Additional Resources

Notes

  • Node count multiples: Use node counts in multiples of 3 when using 3 Availability Zones (e.g., 3, 6, 9) to ensure even distribution across zones.
  • Replica shards: Configure your indices with at least 1 replica shard to take full advantage of fault tolerance.
  • Dedicated master nodes: For production workloads, enable dedicated master nodes (3 is recommended) to improve cluster stability.
  • VPC considerations: If your domain is in a VPC, ensure you have subnets in at least as many Availability Zones as your ZoneAwarenessConfig specifies.

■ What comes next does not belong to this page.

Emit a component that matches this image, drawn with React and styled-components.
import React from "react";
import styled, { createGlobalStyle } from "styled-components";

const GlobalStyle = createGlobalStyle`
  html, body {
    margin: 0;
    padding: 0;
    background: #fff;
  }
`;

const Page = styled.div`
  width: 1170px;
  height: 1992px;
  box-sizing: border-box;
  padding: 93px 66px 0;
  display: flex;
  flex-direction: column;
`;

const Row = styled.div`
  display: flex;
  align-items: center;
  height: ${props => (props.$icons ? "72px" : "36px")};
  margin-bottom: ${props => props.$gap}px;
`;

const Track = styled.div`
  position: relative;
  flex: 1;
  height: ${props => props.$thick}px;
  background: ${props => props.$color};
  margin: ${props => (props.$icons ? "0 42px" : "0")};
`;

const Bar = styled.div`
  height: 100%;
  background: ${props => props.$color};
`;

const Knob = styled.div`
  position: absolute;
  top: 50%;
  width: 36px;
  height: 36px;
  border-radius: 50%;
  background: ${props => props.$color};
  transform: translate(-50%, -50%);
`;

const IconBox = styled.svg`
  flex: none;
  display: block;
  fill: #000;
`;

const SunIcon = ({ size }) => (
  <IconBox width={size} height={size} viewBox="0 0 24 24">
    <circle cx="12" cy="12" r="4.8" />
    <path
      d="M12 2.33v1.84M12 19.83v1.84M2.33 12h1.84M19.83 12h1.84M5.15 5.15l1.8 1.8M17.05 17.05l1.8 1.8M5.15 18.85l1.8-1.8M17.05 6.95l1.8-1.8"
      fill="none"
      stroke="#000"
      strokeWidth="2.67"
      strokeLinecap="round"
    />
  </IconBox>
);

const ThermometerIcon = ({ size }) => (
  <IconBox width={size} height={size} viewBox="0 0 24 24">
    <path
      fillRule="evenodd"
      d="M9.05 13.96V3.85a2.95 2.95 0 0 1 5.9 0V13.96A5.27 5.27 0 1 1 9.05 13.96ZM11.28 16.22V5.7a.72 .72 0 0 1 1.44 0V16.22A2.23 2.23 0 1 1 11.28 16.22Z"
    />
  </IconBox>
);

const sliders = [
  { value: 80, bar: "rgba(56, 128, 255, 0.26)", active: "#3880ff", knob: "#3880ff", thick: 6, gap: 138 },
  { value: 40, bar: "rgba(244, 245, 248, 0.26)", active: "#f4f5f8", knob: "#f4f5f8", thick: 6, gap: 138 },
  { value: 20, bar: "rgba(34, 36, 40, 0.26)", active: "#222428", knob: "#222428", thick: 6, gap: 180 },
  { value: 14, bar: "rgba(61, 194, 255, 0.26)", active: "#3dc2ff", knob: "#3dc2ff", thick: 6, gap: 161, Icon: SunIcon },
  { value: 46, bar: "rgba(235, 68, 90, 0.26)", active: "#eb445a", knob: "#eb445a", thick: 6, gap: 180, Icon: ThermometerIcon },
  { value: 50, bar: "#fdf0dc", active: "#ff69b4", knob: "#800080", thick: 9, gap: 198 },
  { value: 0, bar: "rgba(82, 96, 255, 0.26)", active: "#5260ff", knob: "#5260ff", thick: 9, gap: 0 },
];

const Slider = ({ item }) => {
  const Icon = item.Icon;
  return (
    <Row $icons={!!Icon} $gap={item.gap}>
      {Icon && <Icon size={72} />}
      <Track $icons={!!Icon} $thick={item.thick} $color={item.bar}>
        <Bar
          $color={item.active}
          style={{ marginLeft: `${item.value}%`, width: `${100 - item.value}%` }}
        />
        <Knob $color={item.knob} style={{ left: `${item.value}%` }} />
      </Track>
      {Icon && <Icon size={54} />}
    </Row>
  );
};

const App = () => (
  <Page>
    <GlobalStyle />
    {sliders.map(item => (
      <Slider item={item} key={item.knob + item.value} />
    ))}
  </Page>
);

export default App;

  • Cost impact: Enabling fault tolerance increases costs due to additional nodes and cross-zone data transfer. Plan your capacity accordingly.
  • Update time: Domain configuration changes can take 15-30 minutes to complete. During this time, the domain remains available but may have reduced performance.